>> Start

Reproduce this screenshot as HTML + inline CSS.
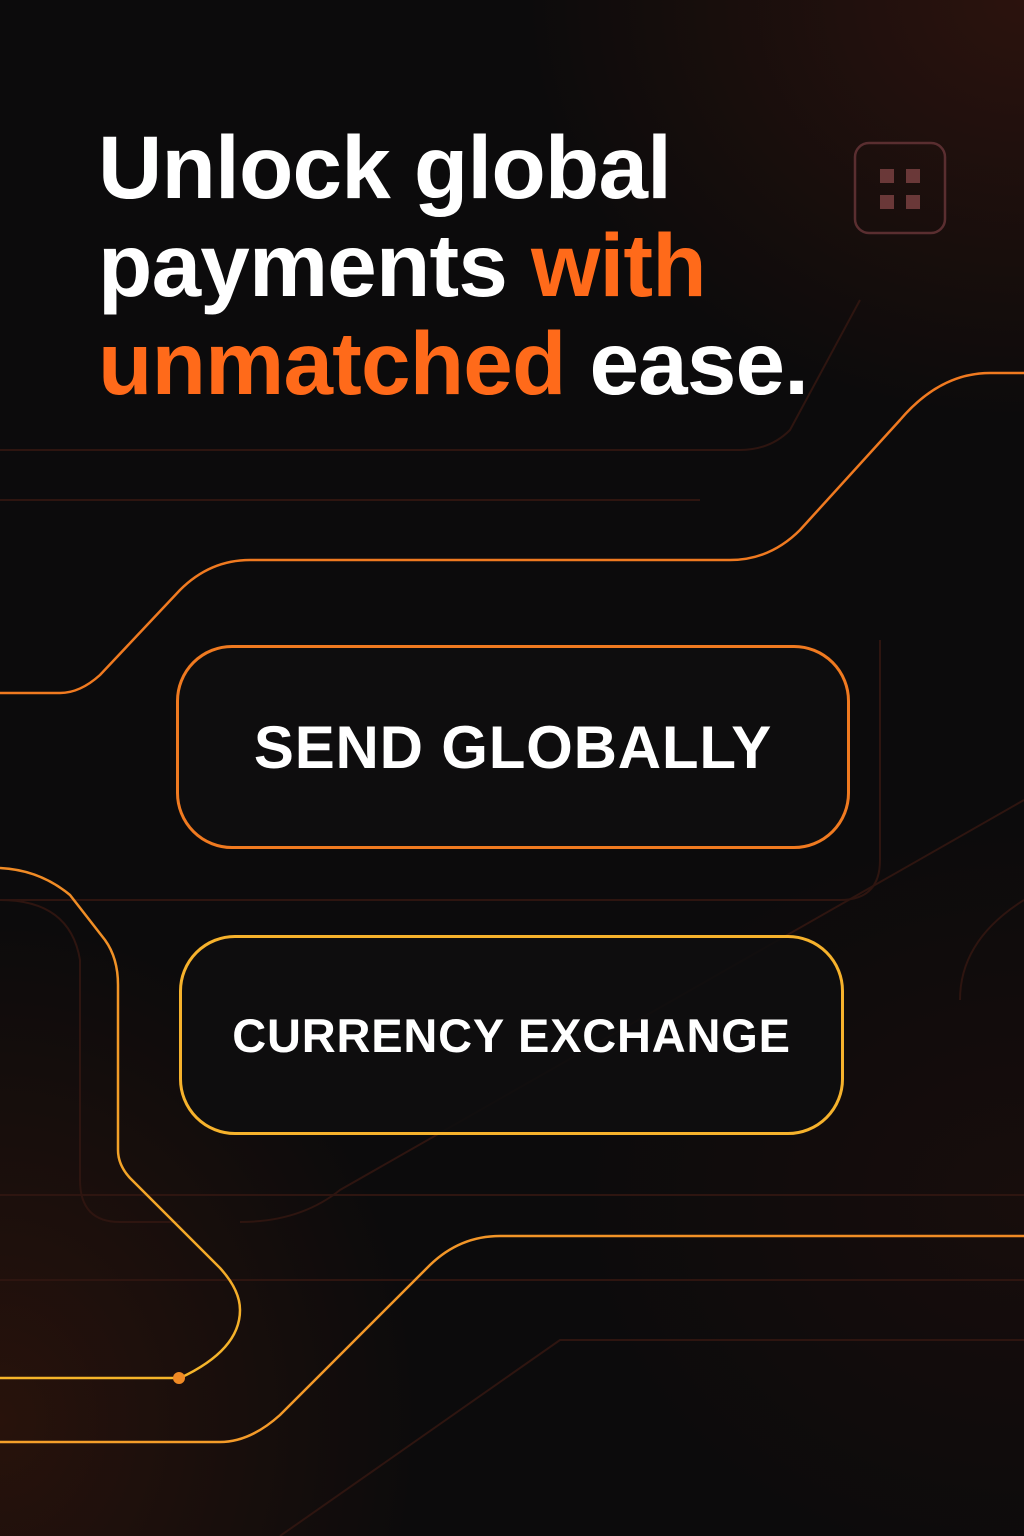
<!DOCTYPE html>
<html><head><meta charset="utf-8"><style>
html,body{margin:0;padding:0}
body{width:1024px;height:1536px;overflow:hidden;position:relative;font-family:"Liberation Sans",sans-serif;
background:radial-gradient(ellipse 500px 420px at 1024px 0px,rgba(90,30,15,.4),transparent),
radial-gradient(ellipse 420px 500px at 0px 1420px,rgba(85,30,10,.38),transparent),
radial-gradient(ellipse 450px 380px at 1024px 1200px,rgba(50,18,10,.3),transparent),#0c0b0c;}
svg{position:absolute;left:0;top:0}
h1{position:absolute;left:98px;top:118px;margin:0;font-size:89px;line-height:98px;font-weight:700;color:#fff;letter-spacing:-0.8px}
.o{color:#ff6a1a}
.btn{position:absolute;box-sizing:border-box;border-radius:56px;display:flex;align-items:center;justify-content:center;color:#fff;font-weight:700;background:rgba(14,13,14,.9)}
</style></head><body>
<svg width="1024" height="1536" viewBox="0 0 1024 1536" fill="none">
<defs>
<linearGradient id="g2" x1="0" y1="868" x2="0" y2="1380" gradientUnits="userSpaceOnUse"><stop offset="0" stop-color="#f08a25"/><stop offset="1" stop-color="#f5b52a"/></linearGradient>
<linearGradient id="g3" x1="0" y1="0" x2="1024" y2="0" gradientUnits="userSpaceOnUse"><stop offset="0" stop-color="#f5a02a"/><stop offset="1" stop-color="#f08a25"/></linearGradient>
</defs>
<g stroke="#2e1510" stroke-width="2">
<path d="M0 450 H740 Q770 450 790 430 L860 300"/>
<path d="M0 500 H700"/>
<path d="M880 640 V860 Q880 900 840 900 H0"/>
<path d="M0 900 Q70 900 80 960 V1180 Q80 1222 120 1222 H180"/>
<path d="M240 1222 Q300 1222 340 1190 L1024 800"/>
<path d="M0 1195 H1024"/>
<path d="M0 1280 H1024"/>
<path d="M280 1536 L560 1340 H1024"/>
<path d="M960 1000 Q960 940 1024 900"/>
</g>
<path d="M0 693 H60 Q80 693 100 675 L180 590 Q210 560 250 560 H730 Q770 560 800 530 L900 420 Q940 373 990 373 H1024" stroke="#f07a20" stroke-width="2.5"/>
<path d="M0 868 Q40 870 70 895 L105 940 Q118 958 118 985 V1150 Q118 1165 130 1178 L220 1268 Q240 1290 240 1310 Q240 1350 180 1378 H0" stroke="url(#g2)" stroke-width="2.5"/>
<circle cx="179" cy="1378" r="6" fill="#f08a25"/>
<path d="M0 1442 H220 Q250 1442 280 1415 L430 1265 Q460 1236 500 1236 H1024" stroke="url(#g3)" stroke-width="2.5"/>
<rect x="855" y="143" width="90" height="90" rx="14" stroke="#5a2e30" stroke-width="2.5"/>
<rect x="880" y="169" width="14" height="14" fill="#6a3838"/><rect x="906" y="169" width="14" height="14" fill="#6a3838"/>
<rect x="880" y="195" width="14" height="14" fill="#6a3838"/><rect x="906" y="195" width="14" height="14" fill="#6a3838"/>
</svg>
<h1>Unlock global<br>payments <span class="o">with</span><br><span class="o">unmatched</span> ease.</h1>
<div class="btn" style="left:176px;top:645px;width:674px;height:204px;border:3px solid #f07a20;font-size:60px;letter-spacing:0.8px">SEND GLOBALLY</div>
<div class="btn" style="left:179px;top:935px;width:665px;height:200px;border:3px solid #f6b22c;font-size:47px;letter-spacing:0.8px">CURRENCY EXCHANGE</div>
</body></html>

>> End
>> Start

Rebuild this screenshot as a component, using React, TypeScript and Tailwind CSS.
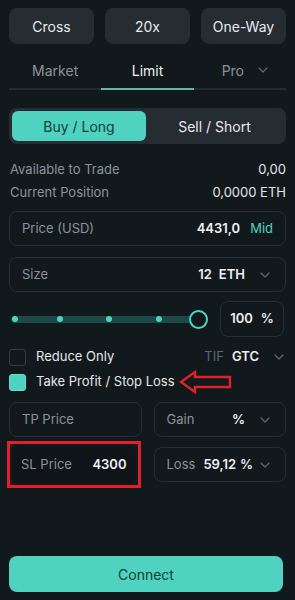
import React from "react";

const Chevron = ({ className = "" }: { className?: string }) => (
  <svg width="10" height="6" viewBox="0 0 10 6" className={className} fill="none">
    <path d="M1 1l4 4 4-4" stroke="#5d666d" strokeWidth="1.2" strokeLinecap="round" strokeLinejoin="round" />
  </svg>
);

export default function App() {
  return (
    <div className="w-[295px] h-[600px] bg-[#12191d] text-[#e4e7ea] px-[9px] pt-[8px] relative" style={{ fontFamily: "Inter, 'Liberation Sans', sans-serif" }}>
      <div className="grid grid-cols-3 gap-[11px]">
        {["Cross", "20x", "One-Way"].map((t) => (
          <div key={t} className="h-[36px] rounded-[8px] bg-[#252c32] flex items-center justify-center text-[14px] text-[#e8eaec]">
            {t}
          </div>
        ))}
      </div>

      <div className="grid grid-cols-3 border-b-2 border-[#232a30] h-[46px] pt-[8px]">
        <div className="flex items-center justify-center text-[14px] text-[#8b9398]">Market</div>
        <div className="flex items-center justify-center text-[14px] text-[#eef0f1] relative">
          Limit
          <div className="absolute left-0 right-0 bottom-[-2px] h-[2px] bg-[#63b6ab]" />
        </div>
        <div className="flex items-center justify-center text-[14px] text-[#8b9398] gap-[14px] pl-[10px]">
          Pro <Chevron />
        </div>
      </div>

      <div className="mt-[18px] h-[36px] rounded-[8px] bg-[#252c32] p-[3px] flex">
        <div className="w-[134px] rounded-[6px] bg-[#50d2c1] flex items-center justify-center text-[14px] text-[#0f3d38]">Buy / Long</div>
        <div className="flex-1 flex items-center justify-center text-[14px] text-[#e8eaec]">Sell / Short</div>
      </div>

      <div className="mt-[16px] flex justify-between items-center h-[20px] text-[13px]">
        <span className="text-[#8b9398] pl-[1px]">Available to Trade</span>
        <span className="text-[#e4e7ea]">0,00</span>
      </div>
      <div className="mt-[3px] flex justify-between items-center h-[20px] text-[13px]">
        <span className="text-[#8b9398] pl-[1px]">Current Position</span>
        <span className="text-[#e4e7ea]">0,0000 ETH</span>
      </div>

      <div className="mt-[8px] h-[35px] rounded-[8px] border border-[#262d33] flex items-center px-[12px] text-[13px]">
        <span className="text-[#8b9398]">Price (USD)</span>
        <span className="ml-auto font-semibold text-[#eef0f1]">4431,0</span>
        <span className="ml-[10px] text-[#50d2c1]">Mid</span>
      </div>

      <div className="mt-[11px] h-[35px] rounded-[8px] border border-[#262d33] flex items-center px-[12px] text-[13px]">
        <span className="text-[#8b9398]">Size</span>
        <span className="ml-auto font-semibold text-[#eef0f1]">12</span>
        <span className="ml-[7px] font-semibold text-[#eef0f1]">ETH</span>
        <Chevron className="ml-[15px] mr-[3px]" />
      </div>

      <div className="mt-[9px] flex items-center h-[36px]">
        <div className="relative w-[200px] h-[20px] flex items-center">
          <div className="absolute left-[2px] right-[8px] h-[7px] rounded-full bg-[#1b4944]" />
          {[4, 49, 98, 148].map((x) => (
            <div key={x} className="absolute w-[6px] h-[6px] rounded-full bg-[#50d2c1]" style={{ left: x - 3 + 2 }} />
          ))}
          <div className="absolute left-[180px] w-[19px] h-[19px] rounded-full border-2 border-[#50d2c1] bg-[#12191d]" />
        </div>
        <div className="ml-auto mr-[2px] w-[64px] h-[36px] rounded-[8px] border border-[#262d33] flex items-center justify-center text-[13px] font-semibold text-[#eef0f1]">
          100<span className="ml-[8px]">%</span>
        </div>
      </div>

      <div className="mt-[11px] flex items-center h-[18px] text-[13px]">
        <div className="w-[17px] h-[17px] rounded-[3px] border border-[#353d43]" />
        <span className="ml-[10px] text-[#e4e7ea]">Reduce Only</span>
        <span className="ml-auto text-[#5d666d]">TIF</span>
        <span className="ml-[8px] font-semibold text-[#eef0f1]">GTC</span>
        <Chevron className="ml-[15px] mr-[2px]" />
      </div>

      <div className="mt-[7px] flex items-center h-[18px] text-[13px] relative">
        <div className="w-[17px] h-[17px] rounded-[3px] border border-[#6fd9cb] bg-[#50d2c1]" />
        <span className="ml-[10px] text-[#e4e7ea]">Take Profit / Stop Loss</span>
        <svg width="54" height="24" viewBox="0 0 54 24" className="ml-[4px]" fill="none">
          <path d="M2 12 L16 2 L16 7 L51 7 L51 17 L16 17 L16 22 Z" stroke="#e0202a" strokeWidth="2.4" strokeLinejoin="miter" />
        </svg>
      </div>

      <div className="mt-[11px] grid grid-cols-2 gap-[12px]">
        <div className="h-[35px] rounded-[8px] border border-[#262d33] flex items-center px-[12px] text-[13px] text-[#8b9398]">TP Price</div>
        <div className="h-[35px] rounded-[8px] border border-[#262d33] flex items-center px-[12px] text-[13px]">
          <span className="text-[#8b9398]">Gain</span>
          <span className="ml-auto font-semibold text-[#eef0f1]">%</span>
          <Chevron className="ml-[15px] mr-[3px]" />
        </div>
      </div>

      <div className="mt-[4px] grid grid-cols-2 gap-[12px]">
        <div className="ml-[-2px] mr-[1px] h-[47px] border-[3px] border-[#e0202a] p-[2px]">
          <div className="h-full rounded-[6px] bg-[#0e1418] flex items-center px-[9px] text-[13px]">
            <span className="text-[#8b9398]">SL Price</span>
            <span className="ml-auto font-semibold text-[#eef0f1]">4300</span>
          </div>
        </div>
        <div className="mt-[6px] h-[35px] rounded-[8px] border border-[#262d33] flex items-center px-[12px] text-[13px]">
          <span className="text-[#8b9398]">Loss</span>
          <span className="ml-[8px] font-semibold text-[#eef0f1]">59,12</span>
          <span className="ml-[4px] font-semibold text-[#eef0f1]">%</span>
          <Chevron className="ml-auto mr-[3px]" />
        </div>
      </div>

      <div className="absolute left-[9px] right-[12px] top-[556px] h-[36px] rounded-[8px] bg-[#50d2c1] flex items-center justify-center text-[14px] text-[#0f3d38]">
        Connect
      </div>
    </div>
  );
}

>> End

## [AIM OF THE EXERCISE]
Find every line in the entries that includes the word "this", then state how many there are and nothing else.

## [FINISHED TASK]
2